The arrest of the second embassy employee — a Turkish citizen — has incensed US diplomats, who said it confirmed suspicions that President Recep Tayyip Erdogan considers American detainees in Turkish prisons as a bargaining chip in its increasingly hostile negotiations with the US over the extradition of Mr Gulen and the trial of a Turkish-Iranian citizen with ties to Mr Erdogan’s inner circle.
“If the idea is that this would convince the Turkish elites to persuade Erdogan to stop harassing US citizens in Turkey, I think they will do the opposite and escalate,” said Soner Cagaptay, author of The New Sultan: Erdogan and the crisis of modern Turkey. Given Turkey’s deal with Russia in Syria, and rising anti-American sentiment among Mr Erdogan’s Islamist followers, “this suggests rough times ahead for bilateral ties”.
The embassy employee was immediately named in the pro-government press as having links to other followers of Mr Gulen, who Turkey has blamed both for a failed coup last year and a massive anti-corruption investigation in late 2013 that nearly toppled Mr Erdogan’s government.
The leaks prompted a rare censure from the US embassy, even as some in the Turkish press celebrated the scheduled departure of the US ambassador, John Bass, who various Turkish officials and columnists have accused — without evidence — of having ties with coup mongers and of supporting Kurdish terrorists.
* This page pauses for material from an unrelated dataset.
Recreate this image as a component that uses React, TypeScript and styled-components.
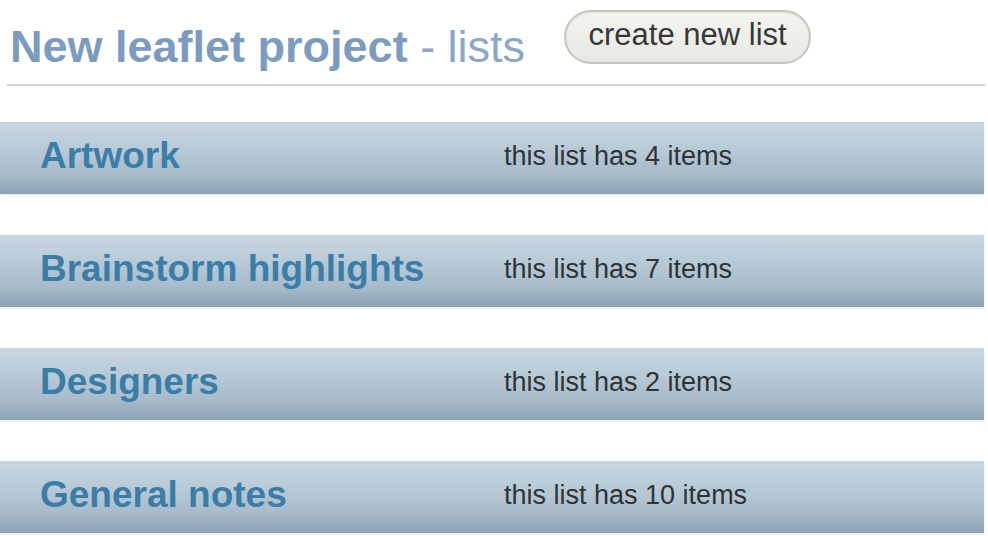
import styled, { createGlobalStyle } from "styled-components";

const GlobalStyle = createGlobalStyle`
  html, body {
    margin: 0;
    padding: 0;
    background: #ffffff;
  }
  body {
    font-family: "Liberation Sans", Arial, sans-serif;
    overflow: hidden;
  }
`;

interface ListInfo {
  name: string;
  count: number;
}

const lists: ListInfo[] = [
  { name: "Artwork", count: 4 },
  { name: "Brainstorm highlights", count: 7 },
  { name: "Designers", count: 2 },
  { name: "General notes", count: 10 },
];

export default function App() {
  return (
    <>
      <GlobalStyle />
      <Page>
        <Header>
          <Title>
            <strong>New leaflet project</strong> - lists
          </Title>
          <CreateButton type="button">create new list</CreateButton>
        </Header>
        <Divider />
        <ListStack>
          {lists.map((list) => (
            <ListRow key={list.name}>
              <ListName>{list.name}</ListName>
              <ListCount>this list has {list.count} items</ListCount>
            </ListRow>
          ))}
        </ListStack>
      </Page>
    </>
  );
}

const Page = styled.div`
  width: 988px;
  height: 536px;
  display: flex;
  flex-direction: column;
`;

const Header = styled.header`
  box-sizing: border-box;
  height: 84px;
  padding: 10px 0 0 10px;
  display: flex;
  align-items: flex-start;
  gap: 39px;
`;

const Title = styled.h1`
  margin: 12px 0 0;
  font-size: 45px;
  line-height: 50px;
  font-weight: normal;
  color: #8aa7c7;
  white-space: nowrap;

  strong {
    font-weight: bold;
    color: #7b9cc0;
  }
`;

const CreateButton = styled.button`
  box-sizing: border-box;
  width: 247px;
  height: 54px;
  border-radius: 27px;
  border: 2px solid #c6c6c1;
  background: linear-gradient(#f4f4f0, #e8e8e3);
  box-shadow: inset 0 1px 2px rgba(0, 0, 0, 0.08);
  font-family: "Liberation Sans", Arial, sans-serif;
  font-size: 31px;
  color: #383838;
  padding: 0 0 4px;
  cursor: pointer;
`;

const Divider = styled.hr`
  margin: 0 3px 0 7px;
  height: 2px;
  border: none;
  background: #d0d0d0;
`;

const ListStack = styled.ul`
  list-style: none;
  margin: 36px 4px 0 0;
  padding: 0;
  display: flex;
  flex-direction: column;
  gap: 41px;
`;

const ListRow = styled.li`
  box-sizing: border-box;
  height: 72px;
  padding: 0 0 4px 40px;
  display: grid;
  grid-template-columns: 464px 1fr;
  align-items: center;
  background: linear-gradient(
    #c8d6e1 0%,
    #bacbd8 35%,
    #a9bccb 70%,
    #8ca3b3 100%
  );
  box-shadow: 0 1px 2px rgba(120, 140, 160, 0.25);
`;

const ListName = styled.span`
  font-size: 37px;
  font-weight: bold;
  color: #3a7ea8;
  white-space: nowrap;
`;

const ListCount = styled.span`
  font-size: 27px;
  color: #2f3336;
  white-space: nowrap;
`;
The suspicion that US citizens were essentially being held hostage in Turkey was confirmed when Mr Erdogan told police officers in Ankara two weeks ago that he would consider swapping Andrew Brunson, a Presbyterian minister who has been imprisoned for nearly a year, for Mr Gulen, who is considered a spiritual leader by hundreds of thousands of Turks.
“They say give us this pastor,” he told the police officers, referring to Mr Brunson. “You have another pastor in your hand — give him to us.” He continued on to say, “Give him to us and we will put yours through the judiciary; we will give him to you.”
The problem is not isolated to US citizens. German diplomats are convinced that a Turkish-German journalist, Deniz Yucel, who was arrested in February after he emerged from hiding in the German consulate to answer questions from a prosecutor, is also being “hostage” for the extradition of Turkish military officials granted asylum in Germany.